## BEGIN

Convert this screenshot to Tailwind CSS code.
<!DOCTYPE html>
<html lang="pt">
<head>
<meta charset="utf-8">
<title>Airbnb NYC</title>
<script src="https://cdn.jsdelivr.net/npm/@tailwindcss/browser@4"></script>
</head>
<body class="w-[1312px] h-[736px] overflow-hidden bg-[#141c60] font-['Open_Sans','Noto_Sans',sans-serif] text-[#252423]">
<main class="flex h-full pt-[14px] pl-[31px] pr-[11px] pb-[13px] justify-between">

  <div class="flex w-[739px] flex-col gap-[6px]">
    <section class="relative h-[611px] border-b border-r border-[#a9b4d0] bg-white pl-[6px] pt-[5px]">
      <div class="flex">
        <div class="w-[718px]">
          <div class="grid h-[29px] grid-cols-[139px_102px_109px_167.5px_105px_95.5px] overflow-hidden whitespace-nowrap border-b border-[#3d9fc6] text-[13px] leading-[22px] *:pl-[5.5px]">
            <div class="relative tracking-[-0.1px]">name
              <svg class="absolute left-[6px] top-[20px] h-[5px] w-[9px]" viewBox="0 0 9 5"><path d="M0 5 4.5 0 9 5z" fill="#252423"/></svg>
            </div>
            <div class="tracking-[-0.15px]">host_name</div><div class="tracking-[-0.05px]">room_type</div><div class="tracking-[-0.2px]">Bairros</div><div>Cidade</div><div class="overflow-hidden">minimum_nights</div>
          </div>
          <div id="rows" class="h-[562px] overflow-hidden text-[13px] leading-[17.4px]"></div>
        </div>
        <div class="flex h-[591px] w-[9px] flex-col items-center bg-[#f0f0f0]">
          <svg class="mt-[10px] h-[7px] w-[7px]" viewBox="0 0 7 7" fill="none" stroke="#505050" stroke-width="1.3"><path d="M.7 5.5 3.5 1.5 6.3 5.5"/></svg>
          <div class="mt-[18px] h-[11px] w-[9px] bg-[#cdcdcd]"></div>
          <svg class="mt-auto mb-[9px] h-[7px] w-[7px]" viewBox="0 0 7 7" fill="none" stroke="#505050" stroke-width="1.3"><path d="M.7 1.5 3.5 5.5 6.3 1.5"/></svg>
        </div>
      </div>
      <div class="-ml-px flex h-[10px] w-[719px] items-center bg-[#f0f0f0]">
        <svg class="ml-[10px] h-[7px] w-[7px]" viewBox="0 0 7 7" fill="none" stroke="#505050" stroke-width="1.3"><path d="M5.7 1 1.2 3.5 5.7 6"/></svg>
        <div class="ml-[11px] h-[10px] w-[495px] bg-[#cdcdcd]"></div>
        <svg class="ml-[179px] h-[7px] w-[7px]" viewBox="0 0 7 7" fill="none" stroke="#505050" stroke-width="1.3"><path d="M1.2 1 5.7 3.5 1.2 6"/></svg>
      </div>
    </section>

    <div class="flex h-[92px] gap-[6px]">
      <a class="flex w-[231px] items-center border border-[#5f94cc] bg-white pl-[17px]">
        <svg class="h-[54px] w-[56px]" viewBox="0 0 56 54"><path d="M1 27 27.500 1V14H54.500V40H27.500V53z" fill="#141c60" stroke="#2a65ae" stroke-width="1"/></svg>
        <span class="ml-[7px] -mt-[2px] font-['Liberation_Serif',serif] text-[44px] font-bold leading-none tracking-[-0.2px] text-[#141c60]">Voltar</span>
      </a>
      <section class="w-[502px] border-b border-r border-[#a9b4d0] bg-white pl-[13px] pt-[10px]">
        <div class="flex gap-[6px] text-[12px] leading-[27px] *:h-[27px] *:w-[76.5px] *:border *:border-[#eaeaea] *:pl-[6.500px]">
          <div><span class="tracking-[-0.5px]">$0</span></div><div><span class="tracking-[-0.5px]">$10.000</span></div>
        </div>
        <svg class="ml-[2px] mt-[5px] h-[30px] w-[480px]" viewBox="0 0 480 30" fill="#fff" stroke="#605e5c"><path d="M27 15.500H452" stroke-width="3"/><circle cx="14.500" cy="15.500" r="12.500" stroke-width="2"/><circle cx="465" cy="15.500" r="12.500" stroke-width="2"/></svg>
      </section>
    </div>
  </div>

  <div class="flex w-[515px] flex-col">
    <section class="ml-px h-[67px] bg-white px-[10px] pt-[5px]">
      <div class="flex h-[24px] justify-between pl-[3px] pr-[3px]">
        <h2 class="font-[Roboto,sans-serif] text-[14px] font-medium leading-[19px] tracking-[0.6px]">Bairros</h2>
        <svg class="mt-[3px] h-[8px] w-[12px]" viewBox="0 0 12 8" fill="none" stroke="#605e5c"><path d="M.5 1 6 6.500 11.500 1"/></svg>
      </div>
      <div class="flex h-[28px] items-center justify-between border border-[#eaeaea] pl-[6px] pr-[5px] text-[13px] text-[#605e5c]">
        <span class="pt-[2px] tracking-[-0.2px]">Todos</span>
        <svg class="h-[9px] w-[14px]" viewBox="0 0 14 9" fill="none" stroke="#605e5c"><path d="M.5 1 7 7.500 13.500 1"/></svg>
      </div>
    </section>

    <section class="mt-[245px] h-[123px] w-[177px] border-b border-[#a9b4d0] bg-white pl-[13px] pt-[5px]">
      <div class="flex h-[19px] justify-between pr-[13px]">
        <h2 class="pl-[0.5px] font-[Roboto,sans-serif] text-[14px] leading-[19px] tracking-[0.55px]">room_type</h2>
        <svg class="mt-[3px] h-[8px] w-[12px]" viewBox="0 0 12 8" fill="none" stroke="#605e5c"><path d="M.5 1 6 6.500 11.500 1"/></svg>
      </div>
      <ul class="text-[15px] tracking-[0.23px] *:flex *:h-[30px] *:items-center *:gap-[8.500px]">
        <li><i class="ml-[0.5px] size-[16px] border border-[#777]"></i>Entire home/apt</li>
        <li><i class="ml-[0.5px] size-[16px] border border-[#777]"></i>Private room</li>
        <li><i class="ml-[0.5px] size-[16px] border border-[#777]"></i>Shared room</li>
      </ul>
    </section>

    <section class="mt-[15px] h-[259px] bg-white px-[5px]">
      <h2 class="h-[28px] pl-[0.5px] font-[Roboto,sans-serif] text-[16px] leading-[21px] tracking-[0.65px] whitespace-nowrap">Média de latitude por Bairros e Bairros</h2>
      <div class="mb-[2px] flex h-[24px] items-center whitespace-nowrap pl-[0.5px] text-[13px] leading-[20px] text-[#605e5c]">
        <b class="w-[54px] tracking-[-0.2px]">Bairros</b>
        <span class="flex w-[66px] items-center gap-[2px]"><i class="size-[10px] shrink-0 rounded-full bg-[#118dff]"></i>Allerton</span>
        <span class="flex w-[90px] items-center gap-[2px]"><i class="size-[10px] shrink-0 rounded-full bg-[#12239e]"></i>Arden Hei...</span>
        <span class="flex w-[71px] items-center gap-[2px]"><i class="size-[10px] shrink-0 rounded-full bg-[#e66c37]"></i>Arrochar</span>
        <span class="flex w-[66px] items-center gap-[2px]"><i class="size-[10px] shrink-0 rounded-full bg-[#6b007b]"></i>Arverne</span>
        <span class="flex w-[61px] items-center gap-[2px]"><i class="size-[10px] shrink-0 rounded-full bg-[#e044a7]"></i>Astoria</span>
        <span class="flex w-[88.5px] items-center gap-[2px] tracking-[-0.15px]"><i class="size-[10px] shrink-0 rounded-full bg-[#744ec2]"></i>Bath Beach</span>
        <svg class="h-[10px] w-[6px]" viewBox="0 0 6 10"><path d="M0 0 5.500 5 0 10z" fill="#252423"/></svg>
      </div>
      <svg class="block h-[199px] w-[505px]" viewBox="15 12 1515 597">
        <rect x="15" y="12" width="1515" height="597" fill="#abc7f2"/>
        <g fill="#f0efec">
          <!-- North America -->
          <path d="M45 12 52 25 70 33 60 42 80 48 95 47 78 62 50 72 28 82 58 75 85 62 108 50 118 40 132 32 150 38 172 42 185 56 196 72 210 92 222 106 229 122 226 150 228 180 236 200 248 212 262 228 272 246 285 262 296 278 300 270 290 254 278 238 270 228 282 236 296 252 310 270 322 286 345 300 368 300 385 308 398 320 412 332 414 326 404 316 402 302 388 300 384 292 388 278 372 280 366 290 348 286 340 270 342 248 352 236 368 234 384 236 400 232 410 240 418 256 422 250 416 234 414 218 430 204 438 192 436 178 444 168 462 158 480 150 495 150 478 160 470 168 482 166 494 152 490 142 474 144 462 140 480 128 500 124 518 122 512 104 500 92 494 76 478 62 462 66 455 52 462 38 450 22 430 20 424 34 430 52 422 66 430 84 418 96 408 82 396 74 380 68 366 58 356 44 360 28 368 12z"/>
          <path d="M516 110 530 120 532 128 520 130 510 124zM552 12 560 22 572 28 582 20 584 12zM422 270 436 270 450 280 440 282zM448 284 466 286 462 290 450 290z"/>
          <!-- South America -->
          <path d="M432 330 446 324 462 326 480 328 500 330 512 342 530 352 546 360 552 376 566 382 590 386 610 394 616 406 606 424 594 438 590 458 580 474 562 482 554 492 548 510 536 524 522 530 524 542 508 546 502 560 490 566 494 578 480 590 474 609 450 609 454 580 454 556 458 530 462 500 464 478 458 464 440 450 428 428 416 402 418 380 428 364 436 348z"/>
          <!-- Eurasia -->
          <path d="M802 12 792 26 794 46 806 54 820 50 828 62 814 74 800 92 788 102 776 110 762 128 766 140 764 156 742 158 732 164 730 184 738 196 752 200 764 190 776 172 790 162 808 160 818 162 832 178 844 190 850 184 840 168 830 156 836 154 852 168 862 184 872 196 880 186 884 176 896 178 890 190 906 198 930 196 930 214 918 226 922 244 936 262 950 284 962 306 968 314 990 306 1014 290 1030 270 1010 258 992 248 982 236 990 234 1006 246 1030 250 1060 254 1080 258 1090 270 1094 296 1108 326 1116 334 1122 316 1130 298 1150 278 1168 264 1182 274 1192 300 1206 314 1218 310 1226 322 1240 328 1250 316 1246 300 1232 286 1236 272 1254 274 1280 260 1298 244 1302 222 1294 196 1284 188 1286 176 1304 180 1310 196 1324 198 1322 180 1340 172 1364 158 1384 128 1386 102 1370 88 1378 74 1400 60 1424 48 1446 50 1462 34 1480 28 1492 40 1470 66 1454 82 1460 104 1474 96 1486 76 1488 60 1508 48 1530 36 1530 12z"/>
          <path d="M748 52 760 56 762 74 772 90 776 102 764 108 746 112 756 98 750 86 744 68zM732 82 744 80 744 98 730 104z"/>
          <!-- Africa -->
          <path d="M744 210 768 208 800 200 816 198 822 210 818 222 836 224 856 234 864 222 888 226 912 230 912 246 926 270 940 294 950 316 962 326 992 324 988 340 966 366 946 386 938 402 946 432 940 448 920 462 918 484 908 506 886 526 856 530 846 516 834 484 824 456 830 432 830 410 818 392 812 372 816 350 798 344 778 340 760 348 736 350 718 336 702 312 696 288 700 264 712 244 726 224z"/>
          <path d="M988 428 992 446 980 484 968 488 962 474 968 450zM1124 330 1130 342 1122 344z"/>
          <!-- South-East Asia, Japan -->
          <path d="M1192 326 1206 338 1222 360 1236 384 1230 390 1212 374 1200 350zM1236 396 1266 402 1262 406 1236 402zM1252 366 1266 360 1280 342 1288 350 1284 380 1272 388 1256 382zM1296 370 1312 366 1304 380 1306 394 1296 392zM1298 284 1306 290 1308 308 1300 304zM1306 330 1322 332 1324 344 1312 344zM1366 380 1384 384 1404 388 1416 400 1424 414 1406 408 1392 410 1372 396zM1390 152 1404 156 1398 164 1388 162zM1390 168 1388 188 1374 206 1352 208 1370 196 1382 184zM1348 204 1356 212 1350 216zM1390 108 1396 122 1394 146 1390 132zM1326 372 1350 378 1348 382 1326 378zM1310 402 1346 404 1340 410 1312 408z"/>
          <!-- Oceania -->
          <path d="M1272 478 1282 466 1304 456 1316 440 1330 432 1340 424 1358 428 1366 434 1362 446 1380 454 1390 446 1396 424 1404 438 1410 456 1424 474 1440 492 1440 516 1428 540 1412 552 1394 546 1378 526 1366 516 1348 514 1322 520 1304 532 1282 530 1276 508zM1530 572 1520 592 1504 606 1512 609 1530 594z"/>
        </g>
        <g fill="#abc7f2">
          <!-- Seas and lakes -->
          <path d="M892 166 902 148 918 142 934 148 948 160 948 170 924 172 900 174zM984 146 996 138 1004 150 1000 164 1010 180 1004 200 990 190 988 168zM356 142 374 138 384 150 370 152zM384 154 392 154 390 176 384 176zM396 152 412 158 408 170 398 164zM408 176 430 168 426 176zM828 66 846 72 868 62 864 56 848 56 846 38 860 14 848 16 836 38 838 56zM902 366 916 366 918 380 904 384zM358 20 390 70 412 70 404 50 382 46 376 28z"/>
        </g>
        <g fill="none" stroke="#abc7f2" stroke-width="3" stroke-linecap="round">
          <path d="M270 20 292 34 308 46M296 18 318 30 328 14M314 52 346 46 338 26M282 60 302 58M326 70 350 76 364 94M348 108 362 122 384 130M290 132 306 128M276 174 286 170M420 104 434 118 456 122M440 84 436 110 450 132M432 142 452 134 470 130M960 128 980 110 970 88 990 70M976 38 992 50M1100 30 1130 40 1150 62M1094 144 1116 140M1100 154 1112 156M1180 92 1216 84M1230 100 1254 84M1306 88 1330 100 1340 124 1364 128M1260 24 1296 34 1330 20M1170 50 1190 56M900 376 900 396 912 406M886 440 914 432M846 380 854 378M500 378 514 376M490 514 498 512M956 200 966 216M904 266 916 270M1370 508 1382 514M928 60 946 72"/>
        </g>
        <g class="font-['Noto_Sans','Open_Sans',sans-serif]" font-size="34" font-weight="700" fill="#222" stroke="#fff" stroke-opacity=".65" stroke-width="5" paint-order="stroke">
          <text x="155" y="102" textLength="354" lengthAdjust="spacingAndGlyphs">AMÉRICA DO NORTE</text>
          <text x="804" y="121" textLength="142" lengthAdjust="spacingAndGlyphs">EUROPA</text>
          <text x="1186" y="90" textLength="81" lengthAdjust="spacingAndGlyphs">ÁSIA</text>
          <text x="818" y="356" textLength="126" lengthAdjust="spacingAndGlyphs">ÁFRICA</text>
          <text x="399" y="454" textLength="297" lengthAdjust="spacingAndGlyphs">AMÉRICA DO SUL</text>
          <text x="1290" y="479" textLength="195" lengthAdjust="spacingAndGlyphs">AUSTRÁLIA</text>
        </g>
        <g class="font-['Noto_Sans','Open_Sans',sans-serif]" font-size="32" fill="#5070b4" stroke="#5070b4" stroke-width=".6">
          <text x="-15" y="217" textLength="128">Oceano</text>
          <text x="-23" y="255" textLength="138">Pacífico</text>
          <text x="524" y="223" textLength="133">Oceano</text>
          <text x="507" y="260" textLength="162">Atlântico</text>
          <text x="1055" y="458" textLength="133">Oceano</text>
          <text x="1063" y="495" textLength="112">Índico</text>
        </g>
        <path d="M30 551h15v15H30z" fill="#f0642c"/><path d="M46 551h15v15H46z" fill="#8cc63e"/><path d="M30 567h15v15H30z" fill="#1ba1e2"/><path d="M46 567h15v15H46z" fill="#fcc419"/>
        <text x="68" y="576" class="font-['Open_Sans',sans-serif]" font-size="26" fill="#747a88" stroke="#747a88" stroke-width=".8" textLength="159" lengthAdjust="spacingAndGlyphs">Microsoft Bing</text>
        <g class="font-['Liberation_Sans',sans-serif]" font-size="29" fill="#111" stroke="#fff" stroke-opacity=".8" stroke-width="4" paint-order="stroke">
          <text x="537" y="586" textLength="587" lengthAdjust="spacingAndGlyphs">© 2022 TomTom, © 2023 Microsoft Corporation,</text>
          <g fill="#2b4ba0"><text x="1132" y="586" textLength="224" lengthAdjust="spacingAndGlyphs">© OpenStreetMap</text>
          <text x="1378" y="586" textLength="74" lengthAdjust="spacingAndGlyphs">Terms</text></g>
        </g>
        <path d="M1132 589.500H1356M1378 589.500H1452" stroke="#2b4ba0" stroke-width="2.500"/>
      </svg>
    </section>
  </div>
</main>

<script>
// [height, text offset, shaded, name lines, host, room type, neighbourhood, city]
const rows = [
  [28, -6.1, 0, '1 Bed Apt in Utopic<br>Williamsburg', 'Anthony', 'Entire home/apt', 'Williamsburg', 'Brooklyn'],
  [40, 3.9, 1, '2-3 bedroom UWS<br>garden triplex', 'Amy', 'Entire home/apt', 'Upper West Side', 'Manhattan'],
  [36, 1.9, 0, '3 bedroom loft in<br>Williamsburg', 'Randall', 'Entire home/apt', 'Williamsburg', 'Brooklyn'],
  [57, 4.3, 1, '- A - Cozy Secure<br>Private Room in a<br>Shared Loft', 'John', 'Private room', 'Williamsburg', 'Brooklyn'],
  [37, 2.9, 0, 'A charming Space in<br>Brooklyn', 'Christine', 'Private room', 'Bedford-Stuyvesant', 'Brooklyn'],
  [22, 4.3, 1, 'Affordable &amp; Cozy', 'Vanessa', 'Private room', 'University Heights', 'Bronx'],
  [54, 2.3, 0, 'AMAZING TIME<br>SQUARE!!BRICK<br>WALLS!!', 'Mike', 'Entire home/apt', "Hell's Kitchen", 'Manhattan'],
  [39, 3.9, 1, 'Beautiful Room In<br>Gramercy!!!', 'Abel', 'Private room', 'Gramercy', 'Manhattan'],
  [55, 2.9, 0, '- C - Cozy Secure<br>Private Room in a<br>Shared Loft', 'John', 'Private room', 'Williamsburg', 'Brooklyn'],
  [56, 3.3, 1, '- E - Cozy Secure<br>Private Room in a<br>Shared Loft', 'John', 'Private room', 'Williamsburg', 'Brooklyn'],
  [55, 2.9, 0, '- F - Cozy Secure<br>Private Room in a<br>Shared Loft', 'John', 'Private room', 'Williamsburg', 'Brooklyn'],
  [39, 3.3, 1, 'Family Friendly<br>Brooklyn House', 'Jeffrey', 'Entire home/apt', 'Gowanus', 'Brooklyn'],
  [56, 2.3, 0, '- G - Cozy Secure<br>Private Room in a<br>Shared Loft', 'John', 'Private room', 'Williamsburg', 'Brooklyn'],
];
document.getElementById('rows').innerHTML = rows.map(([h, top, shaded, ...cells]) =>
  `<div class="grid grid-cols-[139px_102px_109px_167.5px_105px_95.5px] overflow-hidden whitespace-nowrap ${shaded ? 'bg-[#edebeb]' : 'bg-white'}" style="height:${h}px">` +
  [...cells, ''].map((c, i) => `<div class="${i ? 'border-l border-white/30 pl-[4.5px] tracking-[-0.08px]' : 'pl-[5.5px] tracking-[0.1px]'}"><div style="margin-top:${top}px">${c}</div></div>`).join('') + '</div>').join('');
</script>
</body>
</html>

## END

■ BRIEF
Print, unaltered, every line from the beginning of the material down to the line with "h-full pt-[14px] pl-[31px]".

■ WRITTEN RESPONSE
Convert this screenshot to Tailwind CSS code.
<!DOCTYPE html>
<html lang="pt">
<head>
<meta charset="utf-8">
<title>Airbnb NYC</title>
<script src="https://cdn.jsdelivr.net/npm/@tailwindcss/browser@4"></script>
</head>
<body class="w-[1312px] h-[736px] overflow-hidden bg-[#141c60] font-['Open_Sans','Noto_Sans',sans-serif] text-[#252423]">
<main class="flex h-full pt-[14px] pl-[31px] pr-[11px] pb-[13px] justify-between">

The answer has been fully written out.